Copy the lines below as they are; omit the images they contain.

— start of DATA —

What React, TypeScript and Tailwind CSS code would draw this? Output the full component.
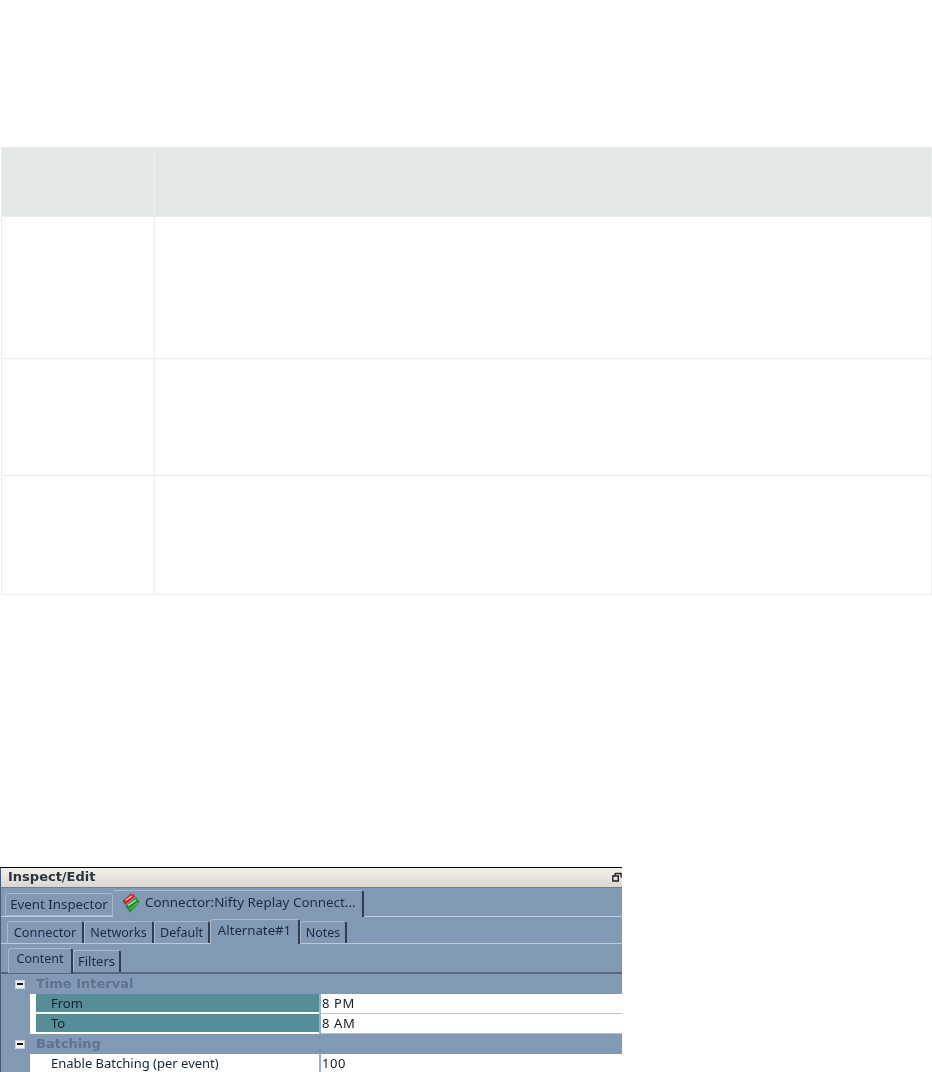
import React from "react";

const font = "font-['Noto_Sans',sans-serif]";

function Tab({ label, active, w, h, size, plain }: { label: string; active?: boolean; w: string; h: string; size: string; plain?: boolean }) {
  return (
    <div
      className={`${w} ${h} ${size} flex items-center justify-center text-[#1c2b44] rounded-t-[3px] border-l border-t border-[#a9b9cd] bg-[#8299b6] ${
        plain ? "border-r border-b" : "border-r-2 border-r-[#2f3e55]"
      } ${active ? "pb-[3px] relative -mb-px" : "pt-px"}`}
    >
      {label}
    </div>
  );
}

function Row({ label, value, sel }: { label: string; value: string; sel?: boolean }) {
  return (
    <div className="flex h-[20px] ml-[30px] bg-white">
      <div className="w-[6px]" />
      <div className="w-[283px]">
        <div className={`h-[18px] pl-[15px] text-[13px] leading-[18px] text-[#14242e] ${sel ? "bg-[#568e98]" : "bg-white"}`}>{label}</div>
      </div>
      <div className="w-[2px] bg-[#9fb0c4]" />
      <div className="flex-1 border-b border-[#b4c2d2] pl-px text-[13px] leading-[18px] text-[#1a1a1a] tracking-[0.6px]">{value}</div>
    </div>
  );
}

function Group({ label }: { label: string }) {
  return (
    <div className="flex items-center h-[20px] pl-[15px]">
      <div className="w-[10px] h-[9px] bg-[#eef1f5] border border-[#c8d2de] flex items-center justify-center">
        <div className="w-[6px] h-[2px] bg-[#111]" />
      </div>
      <span className="ml-[11px] font-['DejaVu_Sans',sans-serif] font-bold text-[13px] text-[#5f7391]">{label}</span>
    </div>
  );
}

export default function App() {
  return (
    <div className={`w-[932px] h-[1072px] overflow-hidden bg-white ${font}`}>
      <div className="pt-[147px] pl-px">
        <div className="w-[931px] border border-[#ebecec] grid grid-cols-[153px_1fr] grid-rows-[69px_142px_117px_118px]">
          <div className="bg-[#e3e7e7] border-r border-r-[#eef0f0] border-b border-b-[#ebecec]" />
          <div className="bg-[#e3e7e7] border-b border-b-[#ebecec]" />
          <div className="border-r border-[#ebecec] border-b" />
          <div className="border-b border-[#ebecec]" />
          <div className="border-r border-[#ebecec] border-b" />
          <div className="border-b border-[#ebecec]" />
          <div className="border-r border-[#ebecec]" />
          <div />
        </div>
      </div>

      <div className="mt-[272px] w-[622px] h-[205px] overflow-hidden border-t border-black border-l border-l-[#4a5a70] bg-[#8299b6] blur-[0.3px]">
        <div className="h-[20px] bg-gradient-to-b from-[#f3f0ec] to-[#dcd6cf] flex items-center justify-between pl-[7px] pb-[2px] border-b border-[#6d7f96]">
          <span className="font-['DejaVu_Sans',sans-serif] font-bold text-[13px] text-[#2c3444]">Inspect/Edit</span>
          <svg width="10" height="10" viewBox="0 0 10 10">
            <path d="M3 1.5h6v4M3 1.5v2M0.8 4h5.5v5H0.8z" fill="none" stroke="#222" strokeWidth="1.4" />
          </svg>
        </div>

        <div className="h-[29px] flex items-end pl-[4px] border-b border-[#bccbdc]">
          <Tab label="Event Inspector" w="w-[108px]" h="h-[23px]" size="text-[13.3px]" plain />
          <div className="w-[251px] h-[27px] relative -mb-px bg-[#8299b6] flex items-center pl-[9px] pb-[3px] text-[13.4px] text-[#1c2b44] border-t border-[#a9b9cd] border-r-2 border-r-[#2f3e55] rounded-t-[3px]">
            <svg width="18" height="20" viewBox="0 0 18 20" className="mr-[5px] shrink-0">
              <path d="M9 0.5 L13.5 3 L3 12 L0.5 8 Z" fill="#d42028" />
              <path d="M3.5 7.5 L10 2.8" stroke="#f5c9c0" strokeWidth="1.2" fill="none" />
              <path d="M14 4 L17.5 9 L8 19.5 L3 13 Z" fill="#1f9428" />
              <path d="M6 12.5 L14 7" stroke="#c4e8b0" strokeWidth="1.4" fill="none" />
              <path d="M8 16 L15.5 10" stroke="#7cc772" strokeWidth="1" fill="none" />
            </svg>
            Connector:Nifty Replay Connect...
          </div>
        </div>

        <div className="h-[27px] flex items-end pl-[6px] border-b border-[#bccbdc]">
          <Tab label="Connector" w="w-[77px]" h="h-[22px]" size="text-[12.8px]" />
          <Tab label="Networks" w="w-[70px]" h="h-[22px]" size="text-[12.5px]" />
          <Tab label="Default" w="w-[56px]" h="h-[22px]" size="text-[12.5px]" />
          <Tab label="Alternate#1" w="w-[90px]" h="h-[25px]" size="text-[13.2px]" active />
          <Tab label="Notes" w="w-[47px]" h="h-[22px]" size="text-[12.5px]" />
        </div>

        <div className="h-[30px] flex items-end pl-[7px] border-b-2 border-b-[#55687f]">
          <Tab label="Content" w="w-[65px]" h="h-[25px]" size="text-[12.5px]" active />
          <Tab label="Filters" w="w-[48px]" h="h-[22px]" size="text-[13px]" />
        </div>

        <div className="-ml-px">
          <Group label="Time Interval" />
          <Row label="From" value="8 PM" sel />
          <Row label="To" value="8 AM" sel />
          <Group label="Batching" />
          <Row label="Enable Batching (per event)" value="100" />
        </div>
      </div>
    </div>
  );
}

— end of DATA —

**PROBLEM SOLUTION**.
What React, TypeScript and Tailwind CSS code would draw this? Output the full component.
import React from "react";

const font = "font-['Noto_Sans',sans-serif]";

function Tab({ label, active, w, h, size, plain }: { label: string; active?: boolean; w: string; h: string; size: string; plain?: boolean }) {
  return (
    <div
      className={`${w} ${h} ${size} flex items-center justify-center text-[#1c2b44] rounded-t-[3px] border-l border-t border-[#a9b9cd] bg-[#8299b6] ${
        plain ? "border-r border-b" : "border-r-2 border-r-[#2f3e55]"
      } ${active ? "pb-[3px] relative -mb-px" : "pt-px"}`}
    >
      {label}
    </div>
  );
}

function Row({ label, value, sel }: { label: string; value: string; sel?: boolean }) {
  return (
    <div className="flex h-[20px] ml-[30px] bg-white">
      <div className="w-[6px]" />
      <div className="w-[283px]">
        <div className={`h-[18px] pl-[15px] text-[13px] leading-[18px] text-[#14242e] ${sel ? "bg-[#568e98]" : "bg-white"}`}>{label}</div>
      </div>
      <div className="w-[2px] bg-[#9fb0c4]" />
      <div className="flex-1 border-b border-[#b4c2d2] pl-px text-[13px] leading-[18px] text-[#1a1a1a] tracking-[0.6px]">{value}</div>
    </div>
  );
}

function Group({ label }: { label: string }) {
  return (
    <div className="flex items-center h-[20px] pl-[15px]">
      <div className="w-[10px] h-[9px] bg-[#eef1f5] border border-[#c8d2de] flex items-center justify-center">
        <div className="w-[6px] h-[2px] bg-[#111]" />
      </div>
      <span className="ml-[11px] font-['DejaVu_Sans',sans-serif] font-bold text-[13px] text-[#5f7391]">{label}</span>
    </div>
  );
}

export default function App() {
  return (
    <div className={`w-[932px] h-[1072px] overflow-hidden bg-white ${font}`}>
      <div className="pt-[147px] pl-px">
        <div className="w-[931px] border border-[#ebecec] grid grid-cols-[153px_1fr] grid-rows-[69px_142px_117px_118px]">
          <div className="bg-[#e3e7e7] border-r border-r-[#eef0f0] border-b border-b-[#ebecec]" />
          <div className="bg-[#e3e7e7] border-b border-b-[#ebecec]" />
          <div className="border-r border-[#ebecec] border-b" />
          <div className="border-b border-[#ebecec]" />
          <div className="border-r border-[#ebecec] border-b" />
          <div className="border-b border-[#ebecec]" />
          <div className="border-r border-[#ebecec]" />
          <div />
        </div>
      </div>

      <div className="mt-[272px] w-[622px] h-[205px] overflow-hidden border-t border-black border-l border-l-[#4a5a70] bg-[#8299b6] blur-[0.3px]">
        <div className="h-[20px] bg-gradient-to-b from-[#f3f0ec] to-[#dcd6cf] flex items-center justify-between pl-[7px] pb-[2px] border-b border-[#6d7f96]">
          <span className="font-['DejaVu_Sans',sans-serif] font-bold text-[13px] text-[#2c3444]">Inspect/Edit</span>
          <svg width="10" height="10" viewBox="0 0 10 10">
            <path d="M3 1.5h6v4M3 1.5v2M0.8 4h5.5v5H0.8z" fill="none" stroke="#222" strokeWidth="1.4" />
          </svg>
        </div>

        <div className="h-[29px] flex items-end pl-[4px] border-b border-[#bccbdc]">
          <Tab label="Event Inspector" w="w-[108px]" h="h-[23px]" size="text-[13.3px]" plain />
          <div className="w-[251px] h-[27px] relative -mb-px bg-[#8299b6] flex items-center pl-[9px] pb-[3px] text-[13.4px] text-[#1c2b44] border-t border-[#a9b9cd] border-r-2 border-r-[#2f3e55] rounded-t-[3px]">
            <svg width="18" height="20" viewBox="0 0 18 20" className="mr-[5px] shrink-0">
              <path d="M9 0.5 L13.5 3 L3 12 L0.5 8 Z" fill="#d42028" />
              <path d="M3.5 7.5 L10 2.8" stroke="#f5c9c0" strokeWidth="1.2" fill="none" />
              <path d="M14 4 L17.5 9 L8 19.5 L3 13 Z" fill="#1f9428" />
              <path d="M6 12.5 L14 7" stroke="#c4e8b0" strokeWidth="1.4" fill="none" />
              <path d="M8 16 L15.5 10" stroke="#7cc772" strokeWidth="1" fill="none" />
            </svg>
            Connector:Nifty Replay Connect...
          </div>
        </div>

        <div className="h-[27px] flex items-end pl-[6px] border-b border-[#bccbdc]">
          <Tab label="Connector" w="w-[77px]" h="h-[22px]" size="text-[12.8px]" />
          <Tab label="Networks" w="w-[70px]" h="h-[22px]" size="text-[12.5px]" />
          <Tab label="Default" w="w-[56px]" h="h-[22px]" size="text-[12.5px]" />
          <Tab label="Alternate#1" w="w-[90px]" h="h-[25px]" size="text-[13.2px]" active />
          <Tab label="Notes" w="w-[47px]" h="h-[22px]" size="text-[12.5px]" />
        </div>

        <div className="h-[30px] flex items-end pl-[7px] border-b-2 border-b-[#55687f]">
          <Tab label="Content" w="w-[65px]" h="h-[25px]" size="text-[12.5px]" active />
          <Tab label="Filters" w="w-[48px]" h="h-[22px]" size="text-[13px]" />
        </div>

        <div className="-ml-px">
          <Group label="Time Interval" />
          <Row label="From" value="8 PM" sel />
          <Row label="To" value="8 AM" sel />
          <Group label="Batching" />
          <Row label="Enable Batching (per event)" value="100" />
        </div>
      </div>
    </div>
  );
}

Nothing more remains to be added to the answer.